You won’t leave, you can’t leave because yourself worth seems to have morphed into this place, you suffer from Stockholm syndrome because this is home and you convince yourself that this product, this thing that is being built cannot be built without you, even though it can and most certainly will be built without you. My friends and I have these conversations and I see the patterns, no startup is the same but the threads of what they demand is. No one forces these on you, it just happens, and you feel like a defector if you don’t think this way. The ones you leave are traitors and you are a good little soldier for staying. It is the most effed up psychological warfare known to man.

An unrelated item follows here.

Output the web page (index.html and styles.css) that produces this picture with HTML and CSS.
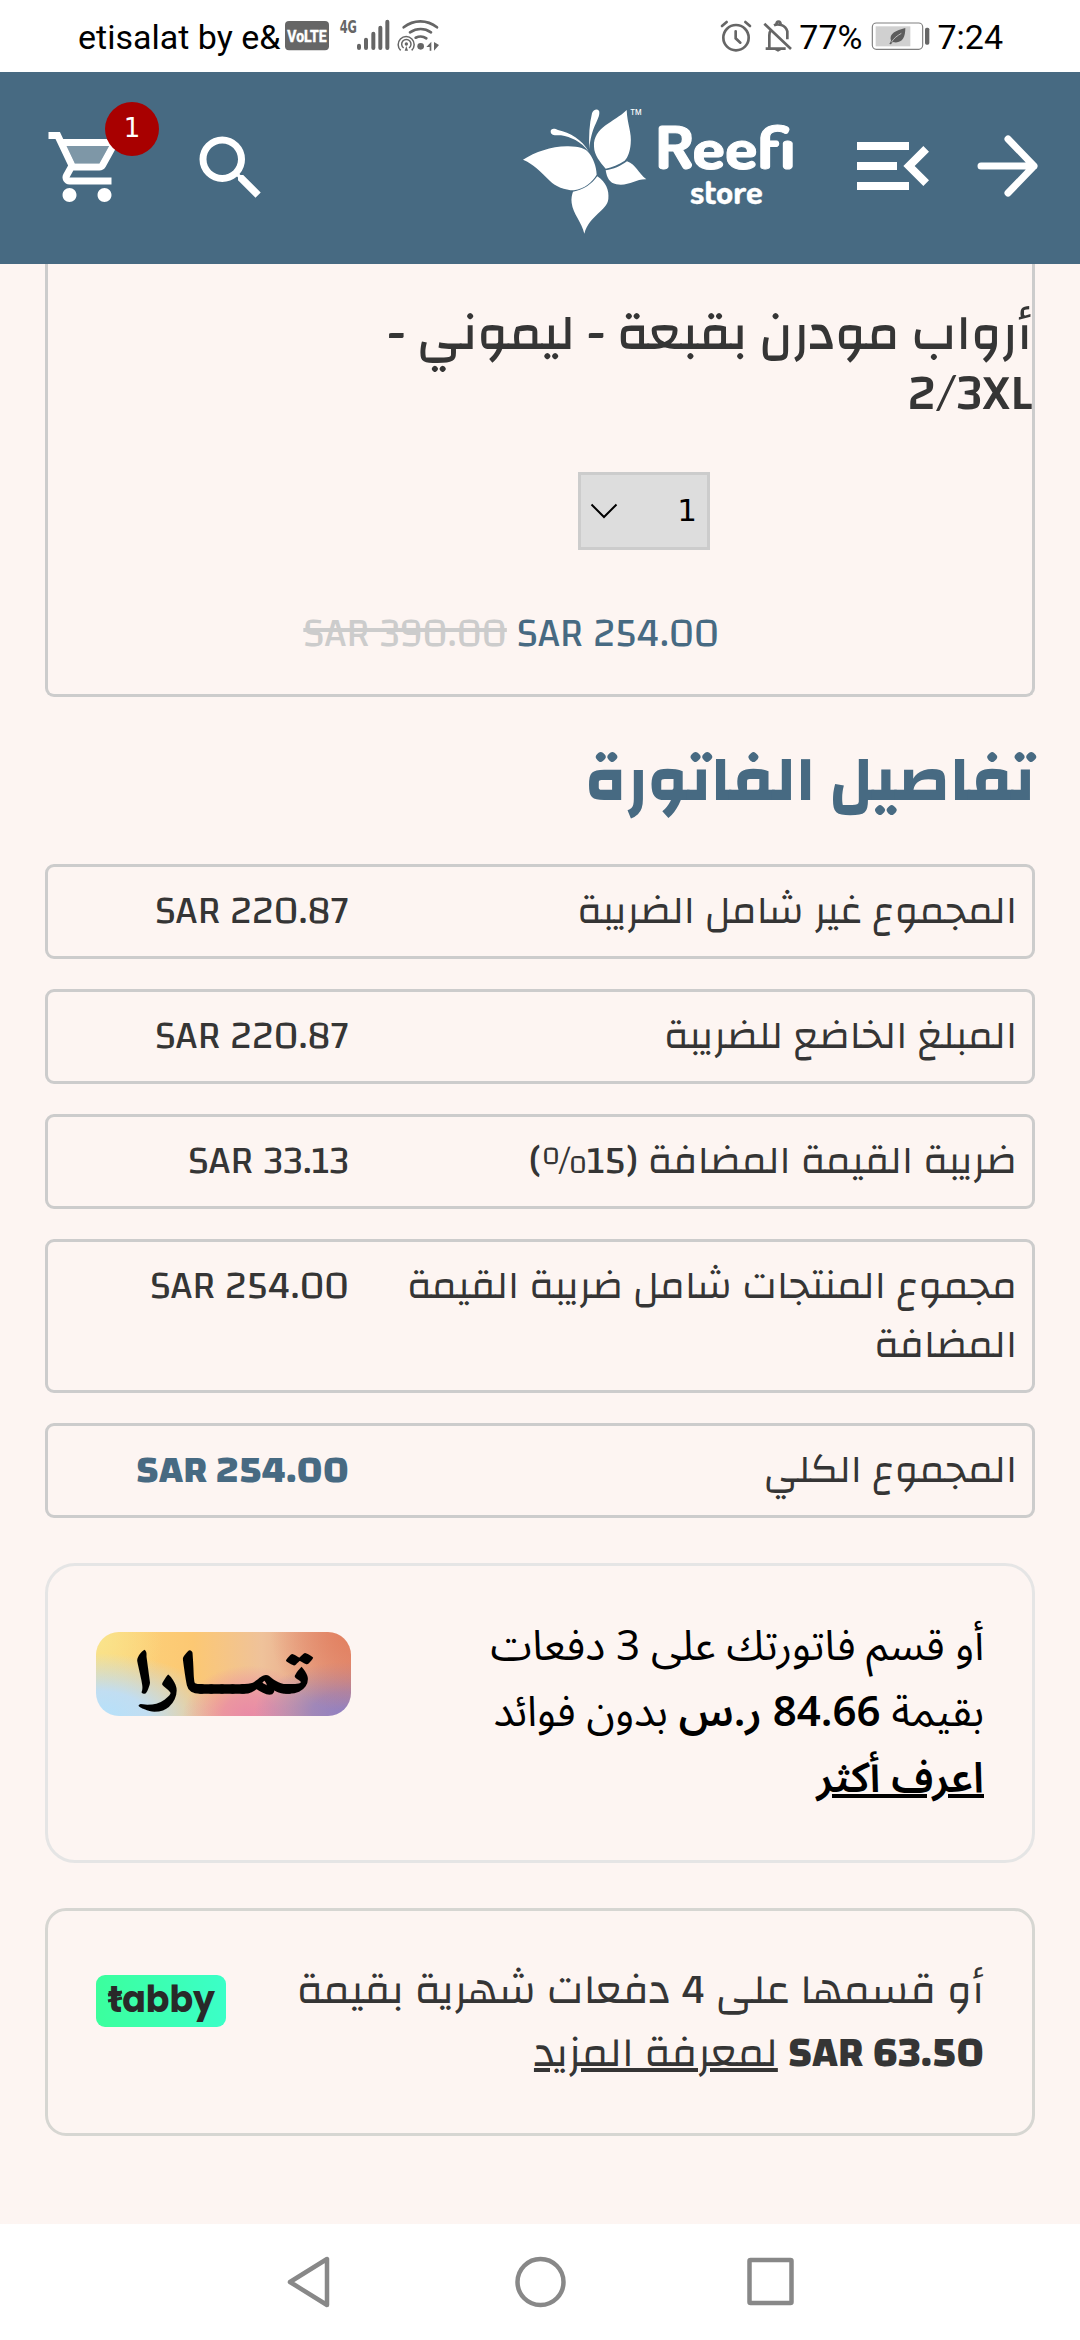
FILE: index.html
```html
<!DOCTYPE html>
<html lang="ar">
<head>
<meta charset="utf-8">
<title>Reefi store</title>
<link rel="stylesheet" href="styles.css">
</head>
<body>
<div class="statusbar">
  <div class="status-group">
    <span>etisalat by e&amp;</span>
    <svg class="net-icons" width="170" height="50" viewBox="0 0 510 150">
      <rect x="15" y="33" width="132" height="88" rx="12" fill="#666"/>
      <text x="22" y="97" textLength="118" lengthAdjust="spacingAndGlyphs" class="volte">VoLTE</text>
      <text x="179" y="69" textLength="52" lengthAdjust="spacingAndGlyphs" class="fourg">4G</text>
      <g stroke="#666" stroke-width="12" stroke-linecap="round">
        <path d="M237 107v7M258 89v25M280 71v43M301 53v61M322 35v79"/>
      </g>
      <g fill="none" stroke="#666" stroke-width="8" stroke-linecap="round">
        <path d="M371 52c30-24 70-24 100 0M390 67c20-13 44-13 63 0M407 83c11-5 22-5 32 2"/>
      </g>
      <g fill="none" stroke="#666" stroke-width="4.500">
        <path d="M362 121a24 24 0 1 1 33 0M371 114a14 14 0 1 1 16 0"/>
      </g>
      <circle cx="379" cy="102" r="5" fill="#666"/>
      <path d="M374 122l5-14 5 14z" fill="#666"/>
      <circle cx="422" cy="109" r="10" fill="#666"/>
      <path d="M439 111l15-16v27h-5v-11zM462 96l15 9-15 17z" fill="#666"/>
    </svg>
  </div>
  <div class="status-group">
    <svg width="80" height="50" viewBox="0 0 240 150" fill="none" stroke="#666" stroke-width="8" stroke-linecap="round">
      <circle cx="63" cy="83" r="38"/>
      <path d="M62 64v21l14 13M21 48l14-12M91 36l14 12"/>
      <path stroke-linecap="butt" d="M148 41l80 76M152 116h60M163 113V76c0-8 3-14 6-18M177 46c12-6 34-2 40 18v24M184 45c0-14 13-14 13 0"/>
      <path d="M178 119h22l-11 6z" fill="#666" stroke="none"/>
    </svg>
    <span class="battery-pct">77%</span>
    <svg class="battery" width="60" height="50" viewBox="0 0 180 150">
      <rect x="7" y="39" width="151" height="79" rx="12" fill="#fff" stroke="#808080" stroke-width="3.500"/>
      <rect x="17" y="49" width="104" height="60" fill="#d0d0d0"/>
      <path d="M106 54c-28 7-50 17-43 38l-5 10 5 1 5-7c27 6 38-12 38-42z" fill="#5c5c5c"/>
      <path d="M64 97c8-13 18-20 30-27" stroke="#d0d0d0" stroke-width="2.500" fill="none"/>
      <rect x="165" y="53" width="13" height="51" rx="5" fill="#666"/>
    </svg>
    <span>7:24</span>
  </div>
</div>

<header class="topbar">
  <div class="cart">
    <svg width="84" height="84" viewBox="0 0 24 24" fill="#fff">
      <path opacity=".3" d="M6.160 6l2.370 5h7.020l2.760-5z"/>
      <path d="M15.550 13c.75 0 1.410-.41 1.750-1.030l3.580-6.490A.996.996 0 0 0 20.010 4H5.210l-.94-2H1v2h2l3.600 7.590-1.350 2.440C4.520 15.370 5.480 17 7 17h12v-2H7l1.100-2h7.450zM6.160 6h12.150l-2.760 5H8.530L6.160 6zM7 18c-1.100 0-1.990.9-1.990 2S5.900 22 7 22s2-.9 2-2-.9-2-2-2zm10 0c-1.100 0-1.990.9-1.990 2s.89 2 1.990 2 2-.9 2-2-.9-2-2-2z"/>
    </svg>
    <span class="badge">1</span>
  </div>
  <svg class="search" width="84" height="84" viewBox="0 0 24 24" fill="#fff">
    <path d="M15.500 14h-.79l-.28-.27A6.470 6.470 0 0 0 16 9.500 6.500 6.500 0 1 0 9.500 16c1.610 0 3.090-.59 4.230-1.570l.27.28v.79l5 4.990L20.490 19l-4.990-5zm-6 0C7.010 14 5 11.990 5 9.500S7.010 5 9.500 5 14 7.010 14 9.500 11.990 14 9.500 14z"/>
  </svg>
  <svg class="logo" width="290" height="140" viewBox="0 0 870 420" fill="#fff">
    <path d="M24 179C62 156 110 138 160 139c34 1 52 7 62 20 12 16 22 38 23 65-13 22-36 42-68 47-28 0-56-12-72-28-30-30-48-50-81-64z"/>
    <path d="M247 229c26 18 36 42 33 68-4 36-56 48-72 104-8-34-34-60-38-92-2-14 1-26 4-34 32-6 56-22 73-46z"/>
    <path d="M335 30c2 44 16 68 12 102-2 22-8 40-18 50-18 12-38 20-57 24-18-22-34-40-35-66-2-60 60-72 98-110z"/>
    <path d="M336 184c28 10 32 34 58 54-30-2-54 22-90 15-20-4-28-18-32-42 24-4 44-12 64-27z"/>
    <path d="M107 94c0-10 12-10 22-4 36 8 72 28 93 66-26-34-54-44-84-50-16 0-31 2-31-12zM223 148c-2-40 0-76 8-108 4-14 24-16 22 0-2 24-24 40-30 108z"/>
    <text x="346" y="44" textLength="34" lengthAdjust="spacingAndGlyphs" class="tm">TM</text>
    <text x="421" y="208" textLength="420" lengthAdjust="spacingAndGlyphs" class="brand">Reefi</text>
    <text x="525" y="312" textLength="218" lengthAdjust="spacingAndGlyphs" class="brand-sub">store</text>
  </svg>
  <svg class="menu" width="96" height="96" viewBox="0 0 24 24" fill="#fff">
    <path d="M3 18h13v-2H3v2zM3 13h10v-2H3v2zm0-7v2h13V6H3zm18 9.590L17.420 12 21 8.410 19.590 7l-5 5 5 5L21 15.590z"/>
  </svg>
  <svg class="arrow" width="66" height="70" viewBox="0 0 66 70" fill="none" stroke="#fff" stroke-width="7" stroke-linecap="round" stroke-linejoin="round">
    <path d="M6 35h53M33 8l26 27-26 27"/>
  </svg>
</header>

<main class="page" dir="rtl">
  <section class="product">
    <h3 class="product-title">أرواب مودرن بقبعة - ليموني - 2/3XL</h3>
    <div class="qty">
      <span>1</span>
      <svg width="28" height="16" viewBox="0 0 28 16" fill="none" stroke="#000" stroke-width="2"><path d="M1.500 1.500L14 14 26.500 1.500"/></svg>
    </div>
    <div class="prices"><span class="now" dir="ltr">SAR 254.00</span><s class="was" dir="ltr">SAR 390.00</s></div>
  </section>

  <h2 class="invoice-title">تفاصيل الفاتورة</h2>

  <div class="rows">
    <div class="row"><span class="label">المجموع غير شامل الضريبة</span><span class="amount" dir="ltr">SAR 220.87</span></div>
    <div class="row"><span class="label">المبلغ الخاضع للضريبة</span><span class="amount" dir="ltr">SAR 220.87</span></div>
    <div class="row"><span class="label">ضريبة القيمة المضافة (15%)</span><span class="amount" dir="ltr">SAR 33.13</span></div>
    <div class="row"><span class="label">مجموع المنتجات شامل ضريبة القيمة المضافة</span><span class="amount" dir="ltr">SAR 254.00</span></div>
    <div class="row"><span class="label">المجموع الكلي</span><span class="amount total" dir="ltr">SAR 254.00</span></div>
  </div>

  <section class="tamara">
    <p class="tamara-text">أو قسم فاتورتك على 3 دفعات بقيمة <b>84.66 ر.س</b> بدون فوائد <a class="more">اعرف أكثر</a></p>
    <svg class="tamara-logo" width="255" height="84" viewBox="0 0 765 252">
      <text x="646" y="182" textLength="532" lengthAdjust="spacingAndGlyphs" class="tamara-word" direction="rtl">تمــــارا</text>
    </svg>
  </section>

  <section class="tabby">
    <p class="tabby-text">أو قسمها على 4 دفعات شهرية بقيمة <b dir="ltr">SAR 63.50</b> <a>لمعرفة المزيد</a></p>
    <svg class="tabby-logo" width="130" height="52" viewBox="0 0 130 52">
      <text x="12" y="36.500" textLength="107" lengthAdjust="spacingAndGlyphs" direction="ltr" class="tabby-word">tabby</text>
      <path d="M12 26l14-3M12 20l14-3" stroke="#292929" stroke-width="3"/>
    </svg>
  </section>
</main>

<nav class="navbar">
  <svg width="49" height="54" viewBox="0 0 49 54"><path d="M42 4v46L5 27z"/></svg>
  <svg width="54" height="54" viewBox="0 0 54 54"><circle cx="27.500" cy="27" r="23"/></svg>
  <svg width="50" height="54" viewBox="0 0 50 54"><rect x="3.500" y="5" width="42" height="43" rx="1"/></svg>
</nav>
</body>
</html>
```
FILE: styles.css
```css
* { box-sizing: border-box; }
body {
  margin: 0;
  width: 1080px;
  height: 2340px;
  overflow: hidden;
  display: flex;
  flex-direction: column;
  background: #fdf5f2;
  color: #353535;
  font-family: Changa, "Noto Sans Arabic", "Noto Sans", sans-serif;
}
svg { display: block; flex: none; }
h2, h3, p { margin: 0; }

.statusbar {
  height: 72px;
  flex: none;
  display: flex;
  justify-content: space-between;
  padding: 0 77px 0 78px;
  background: #fff;
  color: #000;
  font: 34px/40px Roboto, sans-serif;
}
.status-group { display: flex; padding-top: 10px; height: 60px; }
.status-group span { padding-top: 7px; line-height: 40px; white-space: nowrap; }
.battery-pct { margin-left: 4px; }
.battery { margin: 0 7px 0 8px; }
.volte { font: 700 50px Roboto, sans-serif; fill: #fff; stroke: #fff; stroke-width: 1.5px; }
.fourg { font: 700 52px "DejaVu Sans Condensed", Roboto, sans-serif; fill: #666; }

.topbar {
  height: 192px;
  flex: none;
  display: flex;
  align-items: center;
  padding: 0 40px 4px 45px;
  background: #476a82;
}
.cart { position: relative; margin-top: 2px; }
.badge {
  position: absolute;
  left: 60px;
  top: -23px;
  width: 54px;
  height: 54px;
  border-radius: 50%;
  background: #a80000;
  color: #fff;
  font: 26px/52px "DejaVu Sans", sans-serif;
  text-align: center;
}
.search { margin: 4px 0 0 60px; }
.logo { margin: 8px 0 0 242px; }
.menu { margin-left: 40px; }
.arrow { margin-left: 34px; }
.tm { font: 500 24px Inter, sans-serif; }
.brand { font: 700 172px Dosis, Nunito, sans-serif; stroke: #fff; stroke-width: 3px; }
.brand-sub { font: 700 100px Dosis, Nunito, sans-serif; stroke: #fff; stroke-width: 1px; }

.page {
  flex: 1;
  display: flex;
  flex-direction: column;
  padding: 0 45px;
}
.product {
  height: 433px;
  flex: none;
  border: 3px solid #ccc;
  border-top: 0;
  border-radius: 0 0 9px 9px;
  padding-top: 40px;
}
.product-title { width: 660px; font-size: 50.4px; font-weight: 500; line-height: 60px; }
.qty {
  display: flex;
  align-items: center;
  justify-content: space-between;
  width: 132px;
  height: 78px;
  margin: 48px 322px 0 0;
  padding: 0 10px 0 9px;
  border: 3px solid #ccc;
  background: #ddd;
  color: #000;
  font: 31px/1 "DejaVu Sans", sans-serif;
}
.qty span { margin-top: -2px; }
.prices { display: flex; gap: 10px; margin: 54px 313px 0 0; font-size: 40.2px; line-height: 60px; color: #476a82; }
.prices .was { color: #ccc; }

.invoice-title { margin-top: 28px; font-size: 64.8px; font-weight: 700; line-height: 110px; color: #476a82; }

.rows { display: flex; flex-direction: column; gap: 30px; margin-top: 29px; }
.row {
  display: flex;
  justify-content: space-between;
  padding: 14px 15px 16px;
  border: 3px solid #ccc;
  border-radius: 9px;
  font-size: 39.6px;
  line-height: 59px;
}
.label { width: 620px; }
.amount { width: 286px; text-align: right; }
.total { font-weight: 700; color: #476a82; }

.tamara, .tabby {
  display: flex;
  justify-content: space-between;
  border: 3px solid #e5e5e5;
}
.tamara { height: 300px; margin-top: 45px; padding: 48px 48px 0; border-radius: 30px; }
.tamara-text {
  width: 520px;
  font: 42px/66px "Noto Sans Arabic", "Noto Sans", sans-serif;
  color: #000;
}
.tamara-text b, .more { font-weight: 600; }
.more { display: block; text-decoration: underline; text-decoration-thickness: 4px; }
.tamara-logo {
  margin-top: 18px;
  border-radius: 23px;
  background:
    radial-gradient(circle at 100% 0%, #e2805f 0, rgba(226,128,95,0) 30%),
    radial-gradient(ellipse 38% 60% at 100% 95%, #8f80c4 0, rgba(143,128,196,.8) 40%, rgba(143,128,196,0) 100%),
    radial-gradient(ellipse 26% 60% at 60% 100%, #e98aa6 0, rgba(233,138,166,.8) 40%, rgba(233,138,166,0) 100%),
    radial-gradient(ellipse 50% 75% at 0% 100%, #b4e1fb 0, rgba(190,222,248,.95) 40%, rgba(205,215,240,0) 100%),
    radial-gradient(circle at 0% 10%, #f9e48c 0, rgba(249,228,140,0) 25%),
    linear-gradient(90deg, #fdd67c 0, #fcc873 38%, #efc29a 65%, #e2907a 100%);
}
.tamara-word { font: 700 182px "Scheherazade New", "Noto Naskh Arabic", serif; fill: #000; stroke: #000; stroke-width: 5px; }

.tabby { height: 228px; margin-top: 45px; padding: 48px 48px 0; border-color: #d6d6d2; border-radius: 21px; }
.tabby-text { width: 700px; font-size: 42px; line-height: 63px; }
.tabby-text a { text-decoration: underline; text-decoration-thickness: 4px; }
.tabby-logo { margin-top: 16px; border-radius: 9px; background: linear-gradient(90deg, #3bff9d, #3bffc8); }
.tabby-word { font: 700 37px Poppins, Inter, sans-serif; fill: #292929; }

.navbar {
  height: 116px;
  flex: none;
  display: flex;
  justify-content: center;
  align-items: center;
  gap: 179px;
  background: #fff;
}
.navbar svg { fill: none; stroke: #888; stroke-width: 4.5px; stroke-linejoin: round; }
```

Entrepreneurs have it worse because for them defecting means failure and how can they fail, how can they sum up their worth if they are marred by this failure.

It isn’t all doom and gloom and it is all getting f*cked while your back is turned. There are moments when your Stockholm syndrome isn’t in full effect, when you become part of something that you can see the rewards. When you share and create something so amazing even your non-startup friends want you talk about it. The days when you have a sense of achievement so high that you eat real food, the day when you’re toasting to a job well done not drowning the demons that keep you awake every night. There are days when you think “I am xx years old and i just did this, how cool is that?”. Those days make it seem like paradise, in those moment, you are not dead inside, humour is genuine and not twisted by battle scars. In those moments you simply work for a company that is taking over the world and you couldn’t do anything else.

Those days are rare, but they do exist.

Tonight, I ate cake and didn’t care because today is the day in-between.